For Butch Vig, the band’s drummer (and legendary producer of albums for bands like Nirvana, Sonic Youth, L7 and Smashing Pumpkins), he’s happy to look back on what Version 2.0 did for the band. It was proof they weren’t some fluke studio band who found their singer through MTV’s 120 Minutes and got lucky with some hits. Version 2.0 was the band, which includes Shirley Manson, Duke Erikson and Steve Marker, in full form.

“I think it’s the record that we really came into our own,” Vig says from his home in Los Angeles neighborhood Silver Lake. “The first record was very much an experiment when Shirley joined the band and we had no idea we would have the success we did with it. When we went in to make Version 2.0, we did not want to reinvent ourselves. We wanted to take everything we did on the debut album and make it bigger, stronger, better songs, up the production value. I hear the record as a band that’s very confident, especially Shirley’s singing. She really came into her own as a lyricist and a singer.”

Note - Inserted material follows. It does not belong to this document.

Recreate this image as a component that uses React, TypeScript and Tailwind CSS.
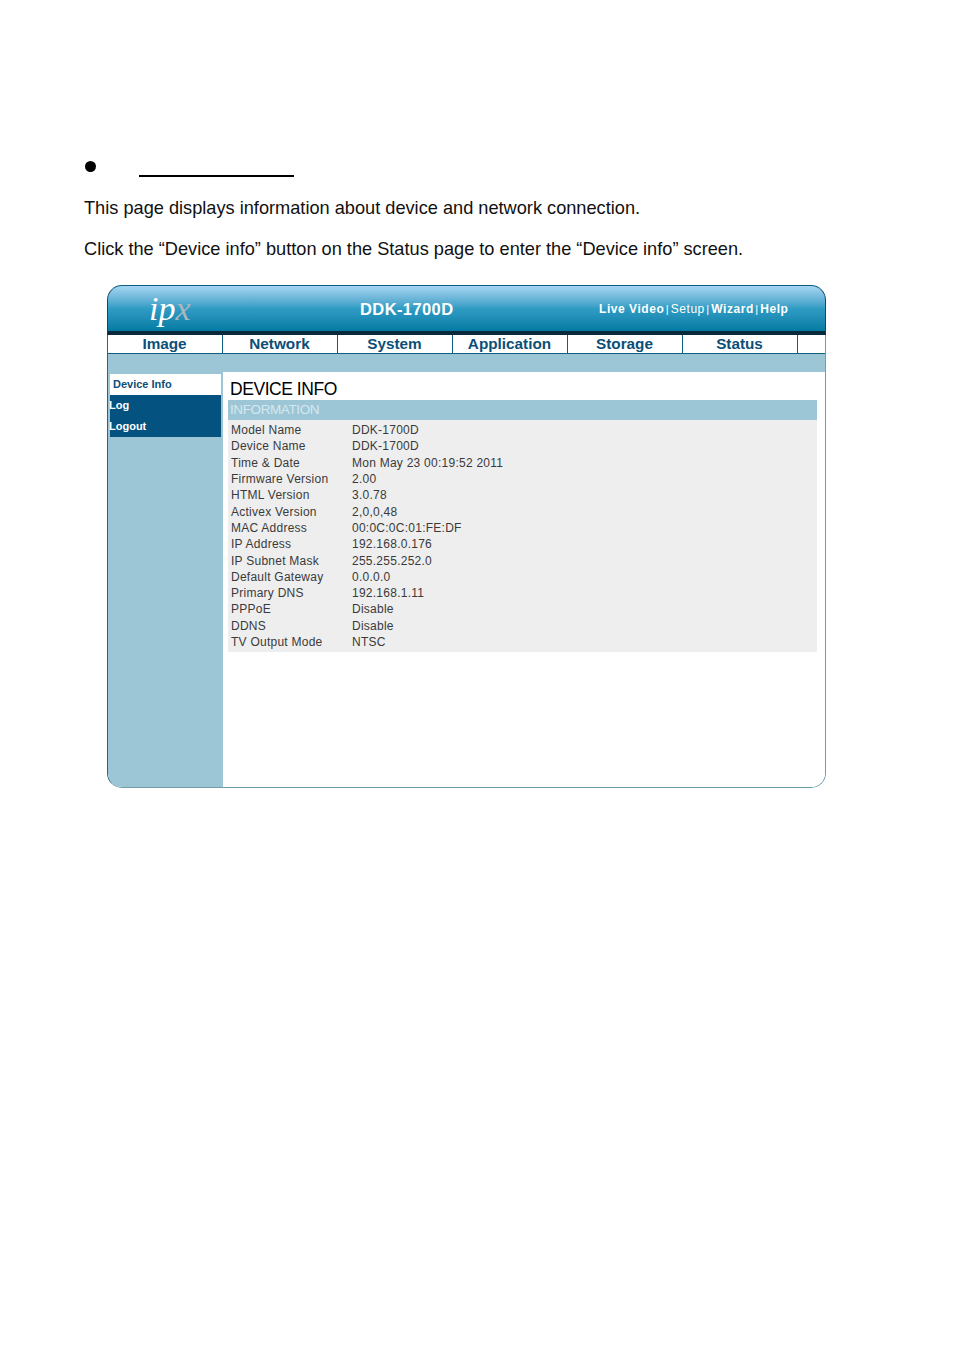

Garbage has a good relationship with Dallas. The band was happy to come to Dallas on their first tour, promoting their self-titled album, mainly because of the weather. Prior to playing Deep Ellum Live on that tour, they rehearsed in a warehouse in Madison, Wis., where it was so cold the toilets were clogged. They had to pee on the sidewalk and see their pee freeze within 30 seconds.

“We were really, really excited when we got to Dallas because it was still chilly down there, but it was 60 degrees warmer than what it was in Wisconsin,” Vig says.

Though they were a popular group with their debut, Version 2.0 gave them a career.

“I think it defines us as a band,” Vig says. “All of the records have a bit of a different sound, but if someone would want to tell people what Garbage sounds like, I think that’s the record that defines us.”

One thing that is different from now and then is how much they want to tour off the album’s anniversary. Unlike an 18-month tour cycle, the band prefers to do 30-40 dates.

“We don’t want to beat it into the ground,” Vig says. “We want to make it something special. Just acknowledge it and go out and do it.”

The band hopes to finish a new record next summer, so now is the right time to revisit Version 2.0, and that includes the non-album tracks that were later released as B-sides. The band plays those songs, including their covers of the Seeds’ “Can’t Seem to Make You Mine” and Big Star’s “Thirteen,” on this tour.

“It was quite a learning experience in rehearsals, because half of the songs we haven’t played for 20 years,” Vig says. “Some of the B-sides we never performed. It was a pretty steep learning curve.”

Don’t expect to hear a few of these rarities on future tours, so if this is the era of Garbage you prefer, go to this show.

“It’s a really dynamic roller coaster of a set,” Vig says. “I think it works pretty well.”

Garbage plays Thursday, Oct. 11 at the House of Blues. Tickets are $35-$64.